The central question was whether the board’s past and more recent actions caused current, systemwide racial separation and therefore justified a districtwide remedy. The Supreme Court found no reversible error in the lower courts’ fact findings and agreed that the board had a continuing duty to dismantle a dual system. The Court accepted the District Court’s use of evidence — historical practices, site choices, attendance options, and faculty assignments — to infer purposeful segregation in important parts of the district, and concluded those practices had systemwide impact. On that record, the Court affirmed the injunction against racially discriminatory operation and upheld the district court’s authority to require a systemwide plan.

Real world impact

The decision upholds a remedy that reorganizes many schools, requires broad student and staff reassignments, and increases student transportation.

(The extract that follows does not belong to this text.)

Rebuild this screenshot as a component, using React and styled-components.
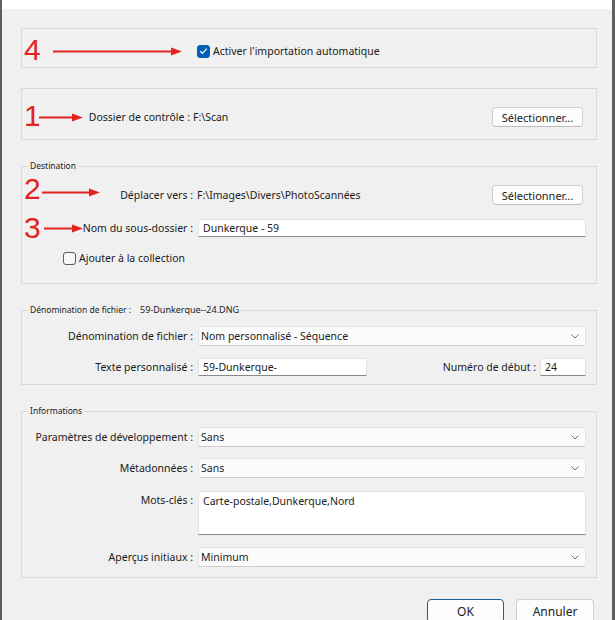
import React from 'react'
import styled, { createGlobalStyle } from 'styled-components'

const GlobalStyle = createGlobalStyle`
    html, body {
        margin: 0;
        padding: 0;
        overflow: hidden;
        background: #f0f0f0;
    }

    body {
        font-family: "Noto Sans", "Open Sans", sans-serif;
        font-size: 10.5px;
        color: #1b1b1b;
    }
`

const Window = styled.div`
    width: 615px;
    height: 620px;
    box-sizing: border-box;
    overflow: hidden;
    display: flex;
    flex-direction: column;
    background: #f0f0f0;
    border-left: 2px solid #5f5f5f;
    border-right: 3px solid #5f5f5f;
`

const TitleStrip = styled.div`
    flex: none;
    height: 9px;
    background: #fff;
`

const Content = styled.div`
    display: flex;
    flex-direction: column;
    gap: 20px;
    padding: 19px 15px 0 19px;
`

const Group = styled.div`
    position: relative;
    border: 1px solid #d9d9d9;
    padding: ${p => p.$pad};
`

const Fieldset = styled.fieldset`
    position: relative;
    margin: 0;
    min-width: 0;
    border: 1px solid #d9d9d9;
    padding: ${p => p.$pad};
`

const Legend = styled.legend`
    margin-left: 6px;
    padding: 0 2px;
    line-height: 12px;
    font-size: 8.5px;
    color: #1b1b1b;
`

const LegendValue = styled.span`
    margin-left: 9px;
    font-size: 9px;
`

const Row = styled.div`
    position: relative;
    display: grid;
    grid-template-columns: ${p => p.$label ?? 171}px 1fr ${p => p.$action ? 'auto' : ''};
    column-gap: ${p => p.$gap ?? 5}px;
    align-items: ${p => p.$top ? 'start' : 'center'};
    height: ${p => p.$h}px;
    margin-top: ${p => p.$mt ?? 0}px;
    padding-right: 10px;
`

const Label = styled.span`
    padding-top: ${p => p.$top ? 2 : 0}px;
    text-align: right;
    white-space: nowrap;
`

const Value = styled.span`
    white-space: nowrap;
`

const Button = styled.button`
    box-sizing: border-box;
    width: ${p => p.$w ?? 91}px;
    height: ${p => p.$h ?? 20}px;
    margin-right: ${p => p.$mr ?? 3}px;
    padding: 0;
    font-family: inherit;
    font-size: ${p => p.$fs ?? 11}px;
    color: #1b1b1b;
    background: #fdfdfd;
    border: 1px solid ${p => p.$primary ? '#1d5d99' : '#d0d0d0'};
    border-bottom-color: ${p => p.$primary ? '#1d5d99' : '#bdbdbd'};
    border-radius: 4px;
`

const TextBox = styled.div`
    box-sizing: border-box;
    width: ${p => p.$w ? `${p.$w}px` : '100%'};
    height: ${p => p.$h ?? 18}px;
    display: flex;
    align-items: ${p => p.$top ? 'flex-start' : 'center'};
    padding: ${p => p.$top ? '2px 4px' : '0 4px'};
    background: #fff;
    border: 1px solid #e3e3e3;
    border-bottom-color: #8a8a8a;
    white-space: nowrap;
`

const Select = styled.div`
    box-sizing: border-box;
    width: 100%;
    height: 20px;
    display: flex;
    align-items: center;
    justify-content: space-between;
    padding: 0 6px 0 2px;
    background: #fbfbfb;
    border: 1px solid #e4e4e4;
    border-bottom-color: #cdcdcd;
    border-radius: 2px;
`

const Split = styled.div`
    display: flex;
    align-items: center;
`

const SplitLabel = styled.span`
    margin-left: auto;
    margin-right: 4px;
    white-space: nowrap;
`

const CheckField = styled.label`
    display: flex;
    align-items: center;
    gap: 3px;
    padding-left: ${p => p.$indent ?? 0}px;
    white-space: nowrap;
`

const Box = styled.span`
    box-sizing: border-box;
    width: 13px;
    height: 13px;
    display: inline-flex;
    align-items: center;
    justify-content: center;
    border-radius: 3px;
    border: 1px solid ${p => p.$on ? '#005fb8' : '#5d5d5d'};
    background: ${p => p.$on ? '#005fb8' : '#f7f7f7'};
`

const Marker = styled.span`
    position: absolute;
    left: 2px;
    top: calc(50% + ${p => p.$dy ?? 0}px);
    transform: translateY(-50%);
    display: flex;
    align-items: center;
    pointer-events: none;
`

const MarkerDigit = styled.span`
    width: 17px;
    font-family: "Liberation Sans", Arial, sans-serif;
    font-size: 30px;
    line-height: 1;
    color: #e2231f;
`

const ArrowSvg = styled.svg`
    flex: none;
    margin-left: ${p => p.$ml}px;
    transform: translateY(${p => p.$dy ?? 0}px);
`

const Footer = styled.div`
    display: flex;
    justify-content: flex-end;
    gap: 12px;
    margin-top: 1px;
`

const Arrow = ({ from, to, dy }) => {
    const w = to - from
    return (
        <ArrowSvg width={w} height={9} viewBox={`0 0 ${w} 9`} $ml={from - 41} $dy={dy}>
            <line x1="0" y1="4.5" x2={w - 9} y2="4.5" stroke="#e2231f" strokeWidth="2" />
            <polygon points={`${w - 11},0.5 ${w},4.5 ${w - 11},8.5`} fill="#e2231f" />
        </ArrowSvg>
    )
}

const Annotation = ({ n, from, to, dy, arrowDy }) => (
    <Marker $dy={dy}>
        <MarkerDigit>{n}</MarkerDigit>
        <Arrow from={from} to={to} dy={arrowDy} />
    </Marker>
)

const Checkbox = ({ checked, children, indent }) => (
    <CheckField $indent={indent}>
        <Box $on={checked}>
            {checked && (
                <svg width="9" height="8" viewBox="0 0 9 8">
                    <polyline points="1.2,4.2 3.4,6.3 7.8,1.6" fill="none" stroke="#fff" strokeWidth="1.2" />
                </svg>
            )}
        </Box>
        <span>{children}</span>
    </CheckField>
)

const Dropdown = ({ children }) => (
    <Select>
        <span>{children}</span>
        <svg width="8" height="5" viewBox="0 0 8 5">
            <polyline points="0.5,0.5 4,4 7.5,0.5" fill="none" stroke="#707070" strokeWidth="1" />
        </svg>
    </Select>
)

const App = () => {
    return (
        <Window>
            <GlobalStyle />
            <TitleStrip />
            <Content>
                <Group $pad="15px 0 10px 0">
                    <Row $h={13} $label={170}>
                        <Annotation n="4" from={53} to={182} dy={-1} arrowDy={2} />
                        <span />
                        <Checkbox checked>Activer l'importation automatique</Checkbox>
                    </Row>
                </Group>

                <Group $pad="18px 0 12px 0">
                    <Row $h={20} $label={168} $gap={3} $action>
                        <Annotation n="1" from={39} to={83} dy={-1} arrowDy={1} />
                        <Label>Dossier de contrôle :</Label>
                        <Value>F:\Scan</Value>
                        <Button>Sélectionner...</Button>
                    </Row>
                </Group>

                <Fieldset $pad="13px 0 18px 0">
                    <Legend>Destination</Legend>
                    <Row $h={20} $gap={4} $action>
                        <Annotation n="2" from={42} to={100} dy={-6} arrowDy={3} />
                        <Label>Déplacer vers :</Label>
                        <Value>F:\Images\Divers\PhotoScannées</Value>
                        <Button>Sélectionner...</Button>
                    </Row>
                    <Row $h={18} $mt={14}>
                        <Annotation n="3" from={44} to={83} />
                        <Label>Nom du sous-dossier :</Label>
                        <TextBox>Dunkerque - 59</TextBox>
                    </Row>
                    <Row $h={14} $mt={14} $label={0} $gap={0}>
                        <span />
                        <Checkbox indent={41}>Ajouter à la collection</Checkbox>
                    </Row>
                </Fieldset>

                <Fieldset $pad="10px 0 8px 0">
                    <Legend>
                        Dénomination de fichier :
                        <LegendValue>59-Dunkerque--24.DNG</LegendValue>
                    </Legend>
                    <Row $h={20}>
                        <Label>Dénomination de fichier :</Label>
                        <Dropdown>Nom personnalisé - Séquence</Dropdown>
                    </Row>
                    <Row $h={18} $mt={12}>
                        <Label>Texte personnalisé :</Label>
                        <Split>
                            <TextBox $w={169}>59-Dunkerque-</TextBox>
                            <SplitLabel>Numéro de début :</SplitLabel>
                            <TextBox $w={46}>24</TextBox>
                        </Split>
                    </Row>
                </Fieldset>

                <Fieldset $pad="10px 0 10px 0">
                    <Legend>Informations</Legend>
                    <Row $h={20}>
                        <Label>Paramètres de développement :</Label>
                        <Dropdown>Sans</Dropdown>
                    </Row>
                    <Row $h={20} $mt={11}>
                        <Label>Métadonnées :</Label>
                        <Dropdown>Sans</Dropdown>
                    </Row>
                    <Row $h={44} $mt={13} $top>
                        <Label $top>Mots-clés :</Label>
                        <TextBox $h={44} $top>Carte-postale,Dunkerque,Nord</TextBox>
                    </Row>
                    <Row $h={20} $mt={12}>
                        <Label>Aperçus initiaux :</Label>
                        <Dropdown>Minimum</Dropdown>
                    </Row>
                </Fieldset>

                <Footer>
                    <Button $w={77} $h={24} $mr={0} $fs={12} $primary>OK</Button>
                    <Button $w={78} $h={24} $mr={3} $fs={12}>Annuler</Button>
                </Footer>
            </Content>
        </Window>
    )
}

export default App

The record and opinions show large-scale practical effects: court orders for a systemwide plan, proposed numerical guidelines, and dissenting estimates that tens of thousands of students and many staff could be reassigned or bused. The ruling is final for this case and enforces the district court’s role in shaping an implementation plan.

Dissents or concurrances

Several Justices concurred only in the result or dissented. Concurring opinions emphasized deference to the trial judge’s factfinding. Dissents warned that the Court’s approach expands judicial oversight, criticized reliance on long-ago facts, and cautioned that sweeping busing and court-run remedies could produce harmful consequences for local education and parental choice.